La question de défendre le Front National ne se pose que pour les affidés du Front National dans la mesure où l'ensemble de la classe politique tente par tous moyens de résister à sa montée qui trouble le jeu politique accepté par les principaux acteurs politiques.

Il est donc clair que les laïcistes de la gauche et ceux de la droite institutionnelle ne vont pas protester de l'intervention d'ecclésiastiques contre le Front National, même s'il s'agit d'un acte politique de nature à violer le principe de laïcité. Par ailleurs, le Front National lui-même peut tenir les critiques des Eglises chrétiennes presque comme un faire-valoir. Et ceci pour deux raisons. D'abord, l'influence des Eglises chrétiennes en France touche moins de 50.000 protestants et moins de 400.000 catholiques. Et parmi ceux-ci, le progressisme chrétien est très minoritaire. Dans le même temps, l'islam touche directement plus de 5 millions de Français. Ensuite, le progressisme épouse à peu près partout les thèmes du Front National ... mais exactement en sens contraire. Autant dire que la bêtise avec laquelle le progressisme chrétien s'exprime est un véritable plaidoyer pour le Front National. Surtout quand ce progressisme chrétien utilise comme porte-parole un grand-bourgeois, fonctionnaire stipendié d'une classe politique honnie.
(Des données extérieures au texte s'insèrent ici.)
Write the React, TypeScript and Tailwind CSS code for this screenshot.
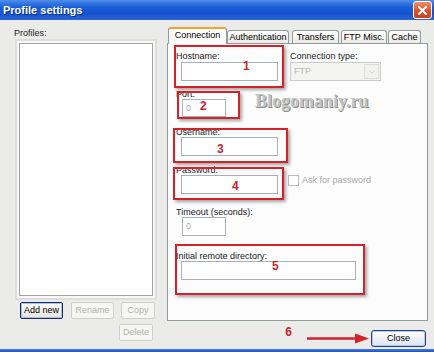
import { ChevronDown } from 'lucide-react';

function RedFrame({ className }: { className: string }) {
  return (
    <div
      className={`absolute pointer-events-none border-2 border-[#d3222a] shadow-[2px_2px_3px_rgba(0,0,0,0.35)] ${className}`}
    />
  );
}

function Num({ children, className }: { children: string; className: string }) {
  return (
    <span className={`absolute text-[12px] font-bold leading-none text-[#c8262c] ${className}`}>{children}</span>
  );
}

function Label({ children, className = '' }: { children: string; className?: string }) {
  return <div className={`h-[9px] leading-[9px] text-[#1b1b1b] whitespace-nowrap ${className}`}>{children}</div>;
}

export default function App() {
  return (
    <div className="w-[434px] h-[352px] flex flex-col overflow-hidden bg-[#ebebe9] font-['Liberation_Sans',Arial,sans-serif] text-[9px] text-black">
      {/* Title bar */}
      <div className="h-[20px] shrink-0 flex items-center justify-between pl-[3px] pr-[2px] bg-[linear-gradient(to_bottom,#4d8de9_0%,#1d5fd8_35%,#1652cf_70%,#2a66d6_100%)]">
        <span className="text-[11px] font-bold text-white leading-[20px] [text-shadow:1px_1px_0_#0a2f86]">
          Profile settings
        </span>
        <div className="w-[19px] h-[18px] rounded-[3px] border border-white bg-[linear-gradient(to_bottom,#f0906a,#d9532c_55%,#c9421c)] flex items-center justify-center">
          <svg width="11" height="11" viewBox="0 0 11 11">
            <path d="M2 2L9 9M9 2L2 9" stroke="white" strokeWidth="2" strokeLinecap="round" />
          </svg>
        </div>
      </div>

      {/* Body */}
      <div className="flex-1 flex">
        {/* Profiles list */}
        <div className="w-[167px] shrink-0 pl-[14px] pt-[9px] flex flex-col">
          <Label>Profiles:</Label>
          <div className="ml-[5px] mt-[5px] w-[134px] h-[253px] bg-white border border-[#a3a3a3] shadow-[0_0_0_2px_#f8f8f8,0_0_0_4px_#dddddd]" />
          <div className="flex ml-[6px] mt-[6px]">
            <button className="w-[43px] h-[17px] rounded-[2px] border border-[#1c2a5c] bg-[linear-gradient(to_bottom,#ffffff,#e4e4dc)] shadow-[inset_0_0_0_1px_#a9c0ec] leading-none text-black">
              Add new
            </button>
            <button className="ml-[8px] w-[43px] h-[17px] rounded-[2px] border border-[#cfcfc8] bg-[#f6f6f3] leading-none text-[#b3b3ab]">
              Rename
            </button>
            <button className="ml-[7px] w-[34px] h-[17px] rounded-[2px] border border-[#cfcfc8] bg-[#f6f6f3] leading-none text-[#b3b3ab]">
              Copy
            </button>
          </div>
          <button className="ml-[105px] mt-[5px] w-[34px] h-[17px] rounded-[2px] border border-[#cfcfc8] bg-[#f6f6f3] leading-none text-[#b3b3ab]">
            Delete
          </button>
        </div>

        {/* Tabs + panel */}
        <div className="flex-1 pr-[6px] pt-[7px] flex flex-col">
          <div className="relative z-10 flex items-end h-[17px] -mb-[1px]">
            <div className="ml-[1px] w-[59px] h-[17px] rounded-t-[3px] border-x border-t-2 border-x-[#919b9c] border-t-[#f2a535] bg-[#fcfcfc] pt-[2px] text-center leading-[9px]">
              Connection
            </div>
            <div className="mb-[1px] w-[62px] h-[13px] rounded-t-[3px] border-x border-t border-[#919b9c] bg-[linear-gradient(to_bottom,#ffffff,#ecebe6)] flex items-center justify-center leading-[9px]">
              Authentication
            </div>
            <div className="mb-[1px] ml-[3px] w-[47px] h-[13px] rounded-t-[3px] border-x border-t border-[#919b9c] bg-[linear-gradient(to_bottom,#ffffff,#ecebe6)] flex items-center justify-center leading-[9px]">
              Transfers
            </div>
            <div className="mb-[1px] ml-[2px] w-[46px] h-[13px] rounded-t-[3px] border-x border-t border-[#919b9c] bg-[linear-gradient(to_bottom,#ffffff,#ecebe6)] flex items-center justify-center leading-[9px]">
              FTP Misc.
            </div>
            <div className="mb-[1px] ml-[1px] w-[33px] h-[13px] rounded-t-[3px] border-x border-t border-[#919b9c] bg-[linear-gradient(to_bottom,#ffffff,#ecebe6)] flex items-center justify-center leading-[9px]">
              Cache
            </div>
          </div>

          <div className="relative h-[278px] border border-[#919b9c] bg-[#fcfcfc] pl-[8px] pt-[8px] flex flex-col">
            {/* Hostname / connection type */}
            <div className="flex items-start">
              <div className="relative">
                <Label>Hostname:</Label>
                <div className="ml-[5px] mt-[1px] w-[97px] h-[19px] bg-white border border-[#a7b0bb]" />
                <RedFrame className="-left-[2px] -top-[7px] w-[110px] h-[43px]" />
                <Num className="left-[67px] top-[8px]">1</Num>
              </div>
              <div className="ml-[12px]">
                <Label>Connection type:</Label>
                <div className="mt-[1px] w-[91px] h-[19px] bg-[#f4f4f2] border border-[#c9c9c6] flex items-center justify-between pl-[3px] pr-[1px]">
                  <span className="text-[#b8b8b8] leading-none">FTP</span>
                  <span className="w-[15px] h-[15px] border border-[#dcdcdc] bg-[#f1f1ef] flex items-center justify-center">
                    <ChevronDown size={10} strokeWidth={2} className="text-[#c2c2c2]" />
                  </span>
                </div>
              </div>
            </div>

            {/* Port */}
            <div className="flex items-start mt-[9px]">
              <div className="relative">
                <Label>Port:</Label>
                <div className="ml-[6px] w-[44px] h-[18px] bg-white border border-[#a7b0bb] pl-[3px] flex items-center text-[#a8a8a8] leading-none">
                  0
                </div>
                <RedFrame className="left-[1px] top-[1px] w-[63px] h-[28px]" />
                <Num className="left-[24px] top-[10px]">2</Num>
              </div>
              <span className="ml-[29px] mt-[2px] font-['Liberation_Serif',serif] text-[18px] font-bold leading-none text-[#c4c4c4] [text-shadow:1px_1px_0_#8e8e8e,-1px_-1px_0_#ffffff]">
                Blogomaniy.ru
              </span>
            </div>

            {/* Username */}
            <div className="relative mt-[11px] self-start">
              <Label>Username:</Label>
              <div className="ml-[5px] w-[97px] h-[19px] bg-white border border-[#a7b0bb]" />
              <RedFrame className="-left-[3px] top-0 w-[115px] h-[35px]" />
              <Num className="left-[41px] top-[15px]">3</Num>
            </div>

            {/* Password */}
            <div className="relative mt-[10px] self-start">
              <Label>Password:</Label>
              <div className="flex items-start">
                <div className="ml-[5px] w-[97px] h-[19px] bg-white border border-[#a7b0bb]" />
                <div className="ml-[10px] w-[11px] h-[11px] bg-white border border-[#bdbdbd]" />
                <span className="ml-[3px] leading-[11px] text-[#a6a6a6] whitespace-nowrap">Ask for password</span>
              </div>
              <RedFrame className="-left-[3px] top-[1px] w-[111px] h-[33px]" />
              <Num className="left-[56px] top-[14px]">4</Num>
            </div>

            {/* Timeout */}
            <div className="mt-[14px] self-start">
              <Label>Timeout (seconds):</Label>
              <div className="ml-[6px] w-[44px] h-[19px] bg-white border border-[#a7b0bb] pl-[3px] flex items-center text-[#a8a8a8] leading-none">
                0
              </div>
            </div>

            {/* Initial remote directory */}
            <div className="relative mt-[16px] self-start">
              <Label>Initial remote directory:</Label>
              <div className="ml-[5px] w-[175px] h-[19px] bg-white border border-[#a7b0bb]" />
              <RedFrame className="-left-[1px] -top-[8px] w-[190px] h-[51px]" />
              <Num className="left-[96px] top-[8px]">5</Num>
            </div>
          </div>

          {/* Footer */}
          <div className="flex justify-end items-start mt-[9px]">
            <span className="-mt-[4px] mr-[15px] text-[12px] font-bold leading-none text-[#c8262c]">6</span>
            <svg width="62" height="11" viewBox="0 0 62 11" className="mt-[3px] mr-[2px]">
              <line x1="0" y1="5.5" x2="50" y2="5.5" stroke="#d3222a" strokeWidth="2.5" />
              <polygon points="48,0.5 62,5.5 48,10.5" fill="#d3222a" />
            </svg>
            <button className="mr-[2px] w-[55px] h-[17px] rounded-[3px] border border-[#27407a] bg-[linear-gradient(to_bottom,#ffffff,#dbe3f2)] shadow-[inset_0_0_0_1px_#b6c9ee] leading-none text-black">
              Close
            </button>
          </div>
        </div>
      </div>

      {/* Window bottom frame */}
      <div className="h-[3px] shrink-0 bg-[linear-gradient(to_bottom,#4a7fd9,#1a4fc0)]" />
    </div>
  );
}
On voit donc que les trois "parties" du débat politique n'ont aucun intérêt à disputer du laïcisme de l'intervention des chrétiens progressistes.

Par contre, ce sont les chrétiens qui souvent se trouvent avec la droite et de plus en plus avec le Front National, et qui reçoivent avec colère les messages affolés des progressistes, chrétiens notamment. Ces chrétiens non progressistes sont exaspérés par le choix manifeste que leurs cadres, les fameux "ecclésiastiques", ont fait d'épouser la cause du progressisme honni ...

Pour assurer la victoire totale du Front National, il manquerait juste une Encyclique du pape François condamnant Marine Le Pen.